Index(['population', 'm_literacy', 'f_literacy'], dtype='object')

In [12]:
# access column 'population'
df.population

Uttar_Pradesh     199.8
Maharashtra       112.4
Bihar             104.1
West_Bengal        91.3
Madhya_Pradesh     72.6
Name: population, dtype: float64

#### 4.2.2 Indexing Operator `[]`

The `df['column_name']` accessor is known as the **indexing operator** for accessing a column in a DataFrame by using the corresponding column name as a key, similar to how we would access a value in a dictionary using its key.

This method is more flexible than attribute access, because it allows us to access columns with names that are not valid Python identifiers. It can also be used to access multiple columns at once by passing a list of column names within the square brackets.
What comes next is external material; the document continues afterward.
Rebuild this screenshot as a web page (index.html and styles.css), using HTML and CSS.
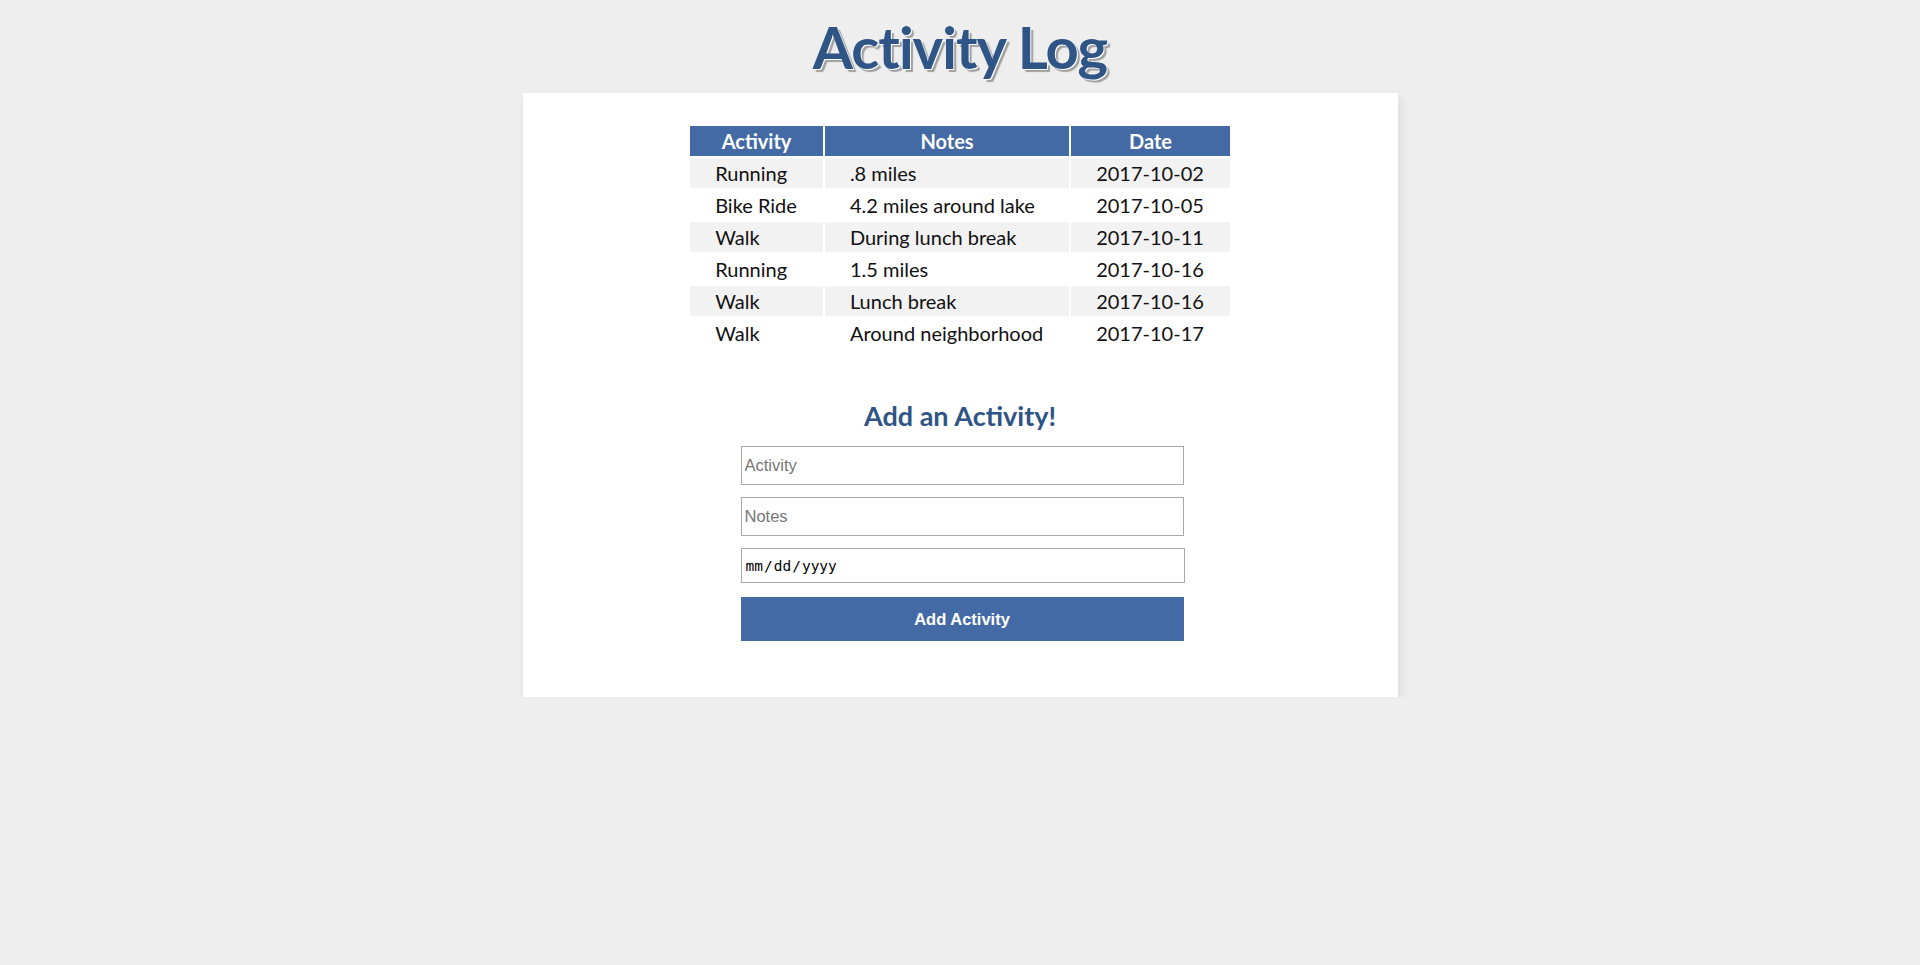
FILE: index.html
```html
<!DOCTYPE html>
<html lang="en">
<head>
<meta charset="utf-8">
<title>Activity Log</title>
<link rel="stylesheet" href="styles.css">
</head>
<body>
<h1 class="title">Activity Log</h1>
<main class="card">
  <table class="log">
    <thead>
      <tr><th>Activity</th><th>Notes</th><th>Date</th></tr>
    </thead>
    <tbody>
      <tr><td>Running</td><td>.8 miles</td><td>2017-10-02</td></tr>
      <tr><td>Bike Ride</td><td>4.2 miles around lake</td><td>2017-10-05</td></tr>
      <tr><td>Walk</td><td>During lunch break</td><td>2017-10-11</td></tr>
      <tr><td>Running</td><td>1.5 miles</td><td>2017-10-16</td></tr>
      <tr><td>Walk</td><td>Lunch break</td><td>2017-10-16</td></tr>
      <tr><td>Walk</td><td>Around neighborhood</td><td>2017-10-17</td></tr>
    </tbody>
  </table>
  <h2 class="form-title">Add an Activity!</h2>
  <form class="add-form">
    <input class="field" type="text" placeholder="Activity">
    <input class="field" type="text" placeholder="Notes">
    <input class="field date" type="date">
    <button class="submit" type="button">Add Activity</button>
  </form>
</main>
</body>
</html>
```

FILE: styles.css
```css
* { box-sizing: border-box; }

body {
  margin: 0;
  background: #eeeeee;
  font-family: Lato, "Open Sans", sans-serif;
  color: #111;
}

.title {
  margin: 11px 0 10px;
  text-align: center;
  font-size: 58px;
  line-height: 72px;
  font-weight: 700;
  color: #2f5486;
  letter-spacing: -1px;
  text-shadow: 1px 1px 0 #fff, 3px 3px 1px #a0a0a0;
}

.card {
  width: 875px;
  margin: 0 auto;
  background: #fff;
  padding: 31px 0 56px;
  box-shadow: 3px 4px 10px rgba(0, 0, 0, 0.08);
}

.log {
  margin: 0 auto;
  border-collapse: separate;
  border-spacing: 2px;
  font-size: 20px;
}

.log th {
  height: 30px;
  padding: 0 25px;
  background: #436aa4;
  color: #fff;
  font-weight: 700;
  text-align: center;
}

.log td {
  height: 30px;
  padding: 0 26px 0 25px;
  text-align: left;
  color: #111;
  white-space: nowrap;
}

.log tbody tr:nth-child(odd) td {
  background: #f2f2f2;
}

.form-title {
  margin: 49px 0 13px;
  text-align: center;
  font-size: 27px;
  line-height: 34px;
  font-weight: 700;
  color: #2f5486;
}

.add-form {
  width: 443px;
  margin: 0 0 0 218px;
  display: flex;
  flex-direction: column;
}

.field {
  height: 39px;
  margin: 0 0 12px;
  padding: 1px 3px;
  border: 1px solid #a9a9a9;
  font-family: "Liberation Sans", Arial, sans-serif;
  font-size: 16.5px;
  color: #111;
  background: #fff;
}

.field::placeholder { color: #757575; }

.field.date {
  height: 35px;
  width: 444px;
  margin-bottom: 14px;
  font-family: "DejaVu Sans Mono", monospace;
  font-size: 14.5px;
  color: #000;
}

.field.date::-webkit-calendar-picker-indicator { display: none; }

.submit {
  height: 44px;
  border: 0;
  background: #436aa5;
  color: #fff;
  font-family: "Liberation Sans", Arial, sans-serif;
  font-size: 16.5px;
  font-weight: 700;
  cursor: pointer;
}
```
In this case, the return type is a DataFrame rather than a Series.

In [13]:
df['m_literacy']

Uttar_Pradesh     79.24
Maharashtra       89.82
Bihar             73.39
West_Bengal       82.67
Madhya_Pradesh    80.53
Name: m_literacy, dtype: float64

In [14]:
# returns data frame object
df[['f_literacy', 'population']]

Unnamed: 0,f_literacy,population
Uttar_Pradesh,59.26,199.8
Maharashtra,75.48,112.4
Bihar,53.33,104.1
West_Bengal,71.16,91.3
Madhya_Pradesh,60.02,72.6


**Note:** Slicing with index-labels or integer-locations is possible but refers to rows:

+ Slicing with index-labels (if exists) includes the endpoint.

+ Slicing with integer-locations excludes the endpoint.

In [16]:
# 1. Slicing with index-labels
#df[:'Bihar']

# 2. Slicing with integer-locations
#df[:3]

Unnamed: 0,population,m_literacy,f_literacy
Uttar_Pradesh,199.8,79.24,59.26
Maharashtra,112.4,89.82,75.48
Bihar,104.1,73.39,53.33


#### 4.2.3 `.loc` Accessor

The `.loc` accessor provides access to the data in a DataFrame using row and column labels. It supports various indexing and slicing operations.

In its simplest form, the `.loc` accessor can be used to access a single row of data by specifying the row label. For example, `df.loc[row_label]` returns a Series containing the data in the specified row.

In [17]:
df.loc['Bihar']

population    104.10
m_literacy     73.39
f_literacy     53.33
Name: Bihar, dtype: float64

#### 4.2.4 `.iloc` Accessor

The accessor `df.iloc[]` is used for *purely integer-location based indexing* for selection by position in a DataFrame. Like the `.loc` accessor, the `.iloc` accessor also provides versatile access to the data.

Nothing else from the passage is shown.